== INFORMATION PROVIDED ==

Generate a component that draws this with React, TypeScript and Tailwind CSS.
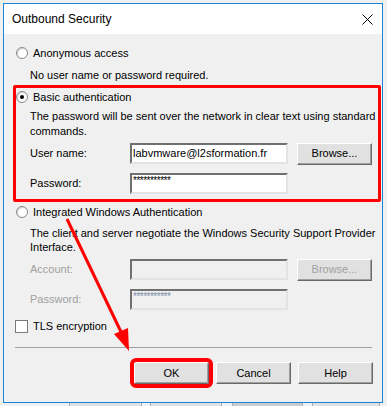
import React from 'react'

function Radio({ checked = false }: { checked?: boolean }) {
  return (
    <span className="w-[12px] h-[12px] shrink-0 rounded-full border border-[#8a8a8a] bg-white flex items-center justify-center shadow-[inset_1px_1px_1px_#cfcfcf]">
      {checked && <span className="w-[4px] h-[4px] rounded-full bg-black" />}
    </span>
  )
}

function Field({ value = '', disabled = false, secret = false }: { value?: string; disabled?: boolean; secret?: boolean }) {
  return (
    <div
      className={
        'w-[158px] h-[21px] border-2 border-t-[#707070] border-l-[#707070] border-r-[#e3e3e3] border-b-[#e3e3e3] flex pl-[1px] ' +
        (disabled ? 'bg-[#f0f0f0] text-[#7a8ea8]' : 'bg-white text-black') +
        (secret ? ' items-start text-[10px] leading-none pt-[1px] tracking-[-0.5px]' : ' items-center')
      }
    >
      {value}
    </div>
  )
}

function Button({ label, disabled = false, ring = false }: { label: string; disabled?: boolean; ring?: boolean }) {
  return (
    <div
      className={
        'w-[75px] h-[22px] shrink-0 bg-[#e1e1e1] border border-t-white border-l-white border-r-[#696969] border-b-[#696969] shadow-[inset_-1px_-1px_0_#a0a0a0] flex items-center justify-center ' +
        (disabled ? 'text-[#a0a0a0]' : 'text-black') +
        (ring ? ' outline-[4px] outline-solid outline-[#ff0000] rounded-[2px]' : '')
      }
    >
      {label}
    </div>
  )
}

export default function App() {
  return (
    <div className="relative w-[387px] h-[406px] overflow-hidden bg-[#f0f0f0] font-['Liberation_Sans',Arial,sans-serif] text-[11px] text-black">
      <div className="pl-[3px] pt-[3px]">
        {/* dialog window */}
        <div className="w-[380px] h-[400px] border border-[#1883d7] bg-[#f0f0f0] flex flex-col">
          <div className="h-[30px] shrink-0 bg-white flex items-center justify-between pl-[8px] pr-[9px]">
            <span className="text-[12px]">Outbound Security</span>
            <svg width="11" height="11" viewBox="0 0 11 11" className="mt-[1px]">
              <path d="M0.5 0.5L10.5 10.5M10.5 0.5L0.5 10.5" stroke="#000" strokeWidth="1" />
            </svg>
          </div>

          <div className="flex flex-col">
            <div className="ml-[12px] mt-[11px] h-[16px] flex items-center gap-[5px]">
              <Radio />
              <span>Anonymous access</span>
            </div>
            <div className="ml-[26px] mt-[6px] h-[16px] flex items-center">No user name or password required.</div>

            {/* highlighted group */}
            <div className="ml-[9px] mr-[1px] mt-[2px] border-[3px] border-[#ff0000] rounded-[2px] pt-[1px] pb-[5px] flex flex-col">
              <div className="h-[16px] flex items-center gap-[5px]">
                <Radio checked />
                <span>Basic authentication</span>
              </div>
              <div className="ml-[14px] mt-[4px] leading-[15px] whitespace-nowrap">
                The password will be sent over the network in clear text using standard
                <br />
                commands.
              </div>
              <div className="ml-[14px] mt-[4px] h-[21px] flex items-center">
                <span className="w-[100px]">User name:</span>
                <Field value="labvmware@l2sformation.fr" />
                <div className="ml-[9px]">
                  <Button label="Browse..." />
                </div>
              </div>
              <div className="ml-[14px] mt-[9px] h-[21px] flex items-center">
                <span className="w-[100px]">Password:</span>
                <Field value="***********" secret />
              </div>
            </div>

            <div className="ml-[12px] mt-[2px] h-[16px] flex items-center gap-[5px]">
              <Radio />
              <span>Integrated Windows Authentication</span>
            </div>
            <div className="ml-[26px] mt-[6px] leading-[14px] whitespace-nowrap">
              The client and server negotiate the Windows Security Support Provider
              <br />
              Interface.
            </div>
            <div className="ml-[26px] mt-[5px] h-[21px] flex items-center text-[#a0a0a0]">
              <span className="w-[100px]">Account:</span>
              <Field disabled />
              <div className="ml-[9px]">
                <Button label="Browse..." disabled />
              </div>
            </div>
            <div className="ml-[26px] mt-[9px] h-[21px] flex items-center text-[#a0a0a0]">
              <span className="w-[100px]">Password:</span>
              <Field value="***********" disabled secret />
            </div>

            <div className="ml-[11px] mt-[8px] h-[16px] flex items-center gap-[5px]">
              <span className="w-[13px] h-[13px] border border-[#7a7a7a] bg-white" />
              <span>TLS encryption</span>
            </div>

            <div className="ml-[11px] mt-[13px] w-[357px] h-px bg-[#a0a0a0]" />

            <div className="mt-[14px] pr-[9px] flex justify-end gap-[7px]">
              <Button label="OK" ring />
              <Button label="Cancel" />
              <Button label="Help" />
            </div>
          </div>
        </div>

        {/* parent window peeking below */}
        <div className="h-[3px] flex">
          <div className="w-[66px]" />
          <div className="w-[73px] bg-[#e1e1e1] border-x border-[#adadad]" />
          <div className="w-[8px]" />
          <div className="w-[72px] bg-[#e1e1e1] border-x border-[#adadad]" />
          <div className="w-[10px]" />
          <div className="w-[71px] bg-[#cccccc] border-x border-[#adadad]" />
          <div className="w-[9px]" />
          <div className="w-[68px] bg-[#e1e1e1] border-x border-[#adadad]" />
        </div>
      </div>

      {/* annotation arrow */}
      <svg className="absolute inset-0 pointer-events-none" width="387" height="406" viewBox="0 0 387 406">
        <line x1="67" y1="219" x2="122" y2="334" stroke="#ff0000" strokeWidth="3" />
        <polygon points="129,351 114,334 128,328" fill="#ff0000" />
      </svg>
    </div>
  )
}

===

- PROBLEM DESCRIPTION: Give every line back word for word and leave the pictures out.

- ANSWER TO THE PROBLEM:
Generate a component that draws this with React, TypeScript and Tailwind CSS.
import React from 'react'

function Radio({ checked = false }: { checked?: boolean }) {
  return (
    <span className="w-[12px] h-[12px] shrink-0 rounded-full border border-[#8a8a8a] bg-white flex items-center justify-center shadow-[inset_1px_1px_1px_#cfcfcf]">
      {checked && <span className="w-[4px] h-[4px] rounded-full bg-black" />}
    </span>
  )
}

function Field({ value = '', disabled = false, secret = false }: { value?: string; disabled?: boolean; secret?: boolean }) {
  return (
    <div
      className={
        'w-[158px] h-[21px] border-2 border-t-[#707070] border-l-[#707070] border-r-[#e3e3e3] border-b-[#e3e3e3] flex pl-[1px] ' +
        (disabled ? 'bg-[#f0f0f0] text-[#7a8ea8]' : 'bg-white text-black') +
        (secret ? ' items-start text-[10px] leading-none pt-[1px] tracking-[-0.5px]' : ' items-center')
      }
    >
      {value}
    </div>
  )
}

function Button({ label, disabled = false, ring = false }: { label: string; disabled?: boolean; ring?: boolean }) {
  return (
    <div
      className={
        'w-[75px] h-[22px] shrink-0 bg-[#e1e1e1] border border-t-white border-l-white border-r-[#696969] border-b-[#696969] shadow-[inset_-1px_-1px_0_#a0a0a0] flex items-center justify-center ' +
        (disabled ? 'text-[#a0a0a0]' : 'text-black') +
        (ring ? ' outline-[4px] outline-solid outline-[#ff0000] rounded-[2px]' : '')
      }
    >
      {label}
    </div>
  )
}

export default function App() {
  return (
    <div className="relative w-[387px] h-[406px] overflow-hidden bg-[#f0f0f0] font-['Liberation_Sans',Arial,sans-serif] text-[11px] text-black">
      <div className="pl-[3px] pt-[3px]">
        {/* dialog window */}
        <div className="w-[380px] h-[400px] border border-[#1883d7] bg-[#f0f0f0] flex flex-col">
          <div className="h-[30px] shrink-0 bg-white flex items-center justify-between pl-[8px] pr-[9px]">
            <span className="text-[12px]">Outbound Security</span>
            <svg width="11" height="11" viewBox="0 0 11 11" className="mt-[1px]">
              <path d="M0.5 0.5L10.5 10.5M10.5 0.5L0.5 10.5" stroke="#000" strokeWidth="1" />
            </svg>
          </div>

          <div className="flex flex-col">
            <div className="ml-[12px] mt-[11px] h-[16px] flex items-center gap-[5px]">
              <Radio />
              <span>Anonymous access</span>
            </div>
            <div className="ml-[26px] mt-[6px] h-[16px] flex items-center">No user name or password required.</div>

            {/* highlighted group */}
            <div className="ml-[9px] mr-[1px] mt-[2px] border-[3px] border-[#ff0000] rounded-[2px] pt-[1px] pb-[5px] flex flex-col">
              <div className="h-[16px] flex items-center gap-[5px]">
                <Radio checked />
                <span>Basic authentication</span>
              </div>
              <div className="ml-[14px] mt-[4px] leading-[15px] whitespace-nowrap">
                The password will be sent over the network in clear text using standard
                <br />
                commands.
              </div>
              <div className="ml-[14px] mt-[4px] h-[21px] flex items-center">
                <span className="w-[100px]">User name:</span>
                <Field value="labvmware@l2sformation.fr" />
                <div className="ml-[9px]">
                  <Button label="Browse..." />
                </div>
              </div>
              <div className="ml-[14px] mt-[9px] h-[21px] flex items-center">
                <span className="w-[100px]">Password:</span>
                <Field value="***********" secret />
              </div>
            </div>

            <div className="ml-[12px] mt-[2px] h-[16px] flex items-center gap-[5px]">
              <Radio />
              <span>Integrated Windows Authentication</span>
            </div>
            <div className="ml-[26px] mt-[6px] leading-[14px] whitespace-nowrap">
              The client and server negotiate the Windows Security Support Provider
              <br />
              Interface.
            </div>
            <div className="ml-[26px] mt-[5px] h-[21px] flex items-center text-[#a0a0a0]">
              <span className="w-[100px]">Account:</span>
              <Field disabled />
              <div className="ml-[9px]">
                <Button label="Browse..." disabled />
              </div>
            </div>
            <div className="ml-[26px] mt-[9px] h-[21px] flex items-center text-[#a0a0a0]">
              <span className="w-[100px]">Password:</span>
              <Field value="***********" disabled secret />
            </div>

            <div className="ml-[11px] mt-[8px] h-[16px] flex items-center gap-[5px]">
              <span className="w-[13px] h-[13px] border border-[#7a7a7a] bg-white" />
              <span>TLS encryption</span>
            </div>

            <div className="ml-[11px] mt-[13px] w-[357px] h-px bg-[#a0a0a0]" />

            <div className="mt-[14px] pr-[9px] flex justify-end gap-[7px]">
              <Button label="OK" ring />
              <Button label="Cancel" />
              <Button label="Help" />
            </div>
          </div>
        </div>

        {/* parent window peeking below */}
        <div className="h-[3px] flex">
          <div className="w-[66px]" />
          <div className="w-[73px] bg-[#e1e1e1] border-x border-[#adadad]" />
          <div className="w-[8px]" />
          <div className="w-[72px] bg-[#e1e1e1] border-x border-[#adadad]" />
          <div className="w-[10px]" />
          <div className="w-[71px] bg-[#cccccc] border-x border-[#adadad]" />
          <div className="w-[9px]" />
          <div className="w-[68px] bg-[#e1e1e1] border-x border-[#adadad]" />
        </div>
      </div>

      {/* annotation arrow */}
      <svg className="absolute inset-0 pointer-events-none" width="387" height="406" viewBox="0 0 387 406">
        <line x1="67" y1="219" x2="122" y2="334" stroke="#ff0000" strokeWidth="3" />
        <polygon points="129,351 114,334 128,328" fill="#ff0000" />
      </svg>
    </div>
  )
}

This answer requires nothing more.